begin

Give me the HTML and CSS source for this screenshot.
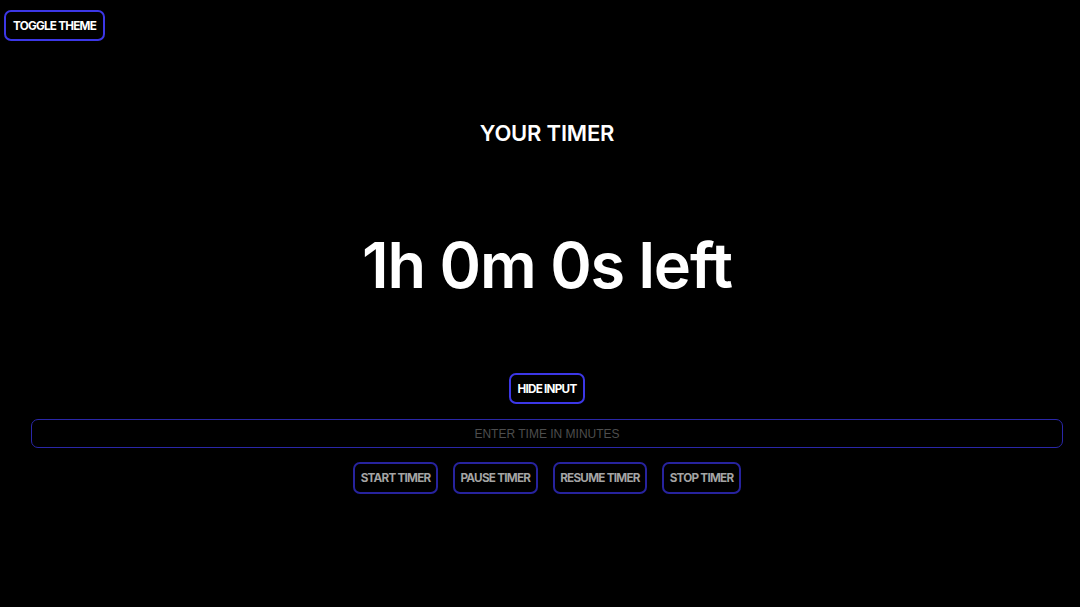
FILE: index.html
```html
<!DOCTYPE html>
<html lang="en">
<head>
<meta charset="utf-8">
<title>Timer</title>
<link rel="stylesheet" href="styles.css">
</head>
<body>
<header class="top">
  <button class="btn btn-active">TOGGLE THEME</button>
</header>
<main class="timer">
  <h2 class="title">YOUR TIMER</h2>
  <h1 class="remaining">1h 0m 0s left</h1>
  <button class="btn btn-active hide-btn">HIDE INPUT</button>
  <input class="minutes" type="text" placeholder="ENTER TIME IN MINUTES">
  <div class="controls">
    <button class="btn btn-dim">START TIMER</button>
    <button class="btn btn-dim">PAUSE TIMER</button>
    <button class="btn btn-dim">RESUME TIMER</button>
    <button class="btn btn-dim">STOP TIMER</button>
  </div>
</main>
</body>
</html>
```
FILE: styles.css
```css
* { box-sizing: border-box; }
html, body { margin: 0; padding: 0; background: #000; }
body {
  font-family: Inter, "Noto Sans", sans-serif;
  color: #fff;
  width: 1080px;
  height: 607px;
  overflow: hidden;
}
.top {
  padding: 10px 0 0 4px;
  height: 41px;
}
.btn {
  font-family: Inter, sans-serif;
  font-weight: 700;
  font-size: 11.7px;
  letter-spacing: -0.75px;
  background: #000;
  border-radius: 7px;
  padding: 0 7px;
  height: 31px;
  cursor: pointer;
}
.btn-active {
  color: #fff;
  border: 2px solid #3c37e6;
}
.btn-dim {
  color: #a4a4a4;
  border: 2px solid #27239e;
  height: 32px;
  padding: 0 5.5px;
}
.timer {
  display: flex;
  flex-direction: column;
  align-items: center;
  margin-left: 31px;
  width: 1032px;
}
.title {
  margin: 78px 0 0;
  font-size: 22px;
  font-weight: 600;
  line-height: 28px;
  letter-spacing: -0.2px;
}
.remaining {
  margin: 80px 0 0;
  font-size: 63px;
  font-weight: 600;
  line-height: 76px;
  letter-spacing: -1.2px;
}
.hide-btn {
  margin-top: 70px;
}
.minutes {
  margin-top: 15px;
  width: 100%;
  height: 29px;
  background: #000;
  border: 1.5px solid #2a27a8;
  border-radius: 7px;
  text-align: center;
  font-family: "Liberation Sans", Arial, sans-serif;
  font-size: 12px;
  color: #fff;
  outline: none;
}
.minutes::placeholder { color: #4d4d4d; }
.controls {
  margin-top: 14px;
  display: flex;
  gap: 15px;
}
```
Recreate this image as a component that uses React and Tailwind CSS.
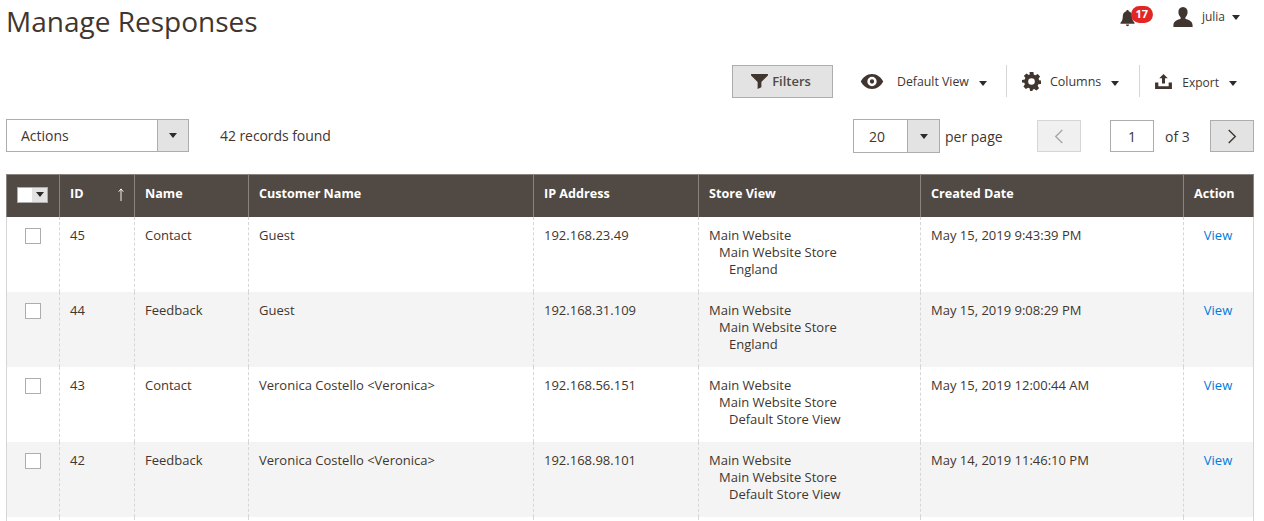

end

■ The exercise ■
Copy out each line of the material that holds the word "this".

■ Task response ■
Give me the HTML and CSS source for this screenshot.
Recreate this image as a component that uses React and Tailwind CSS.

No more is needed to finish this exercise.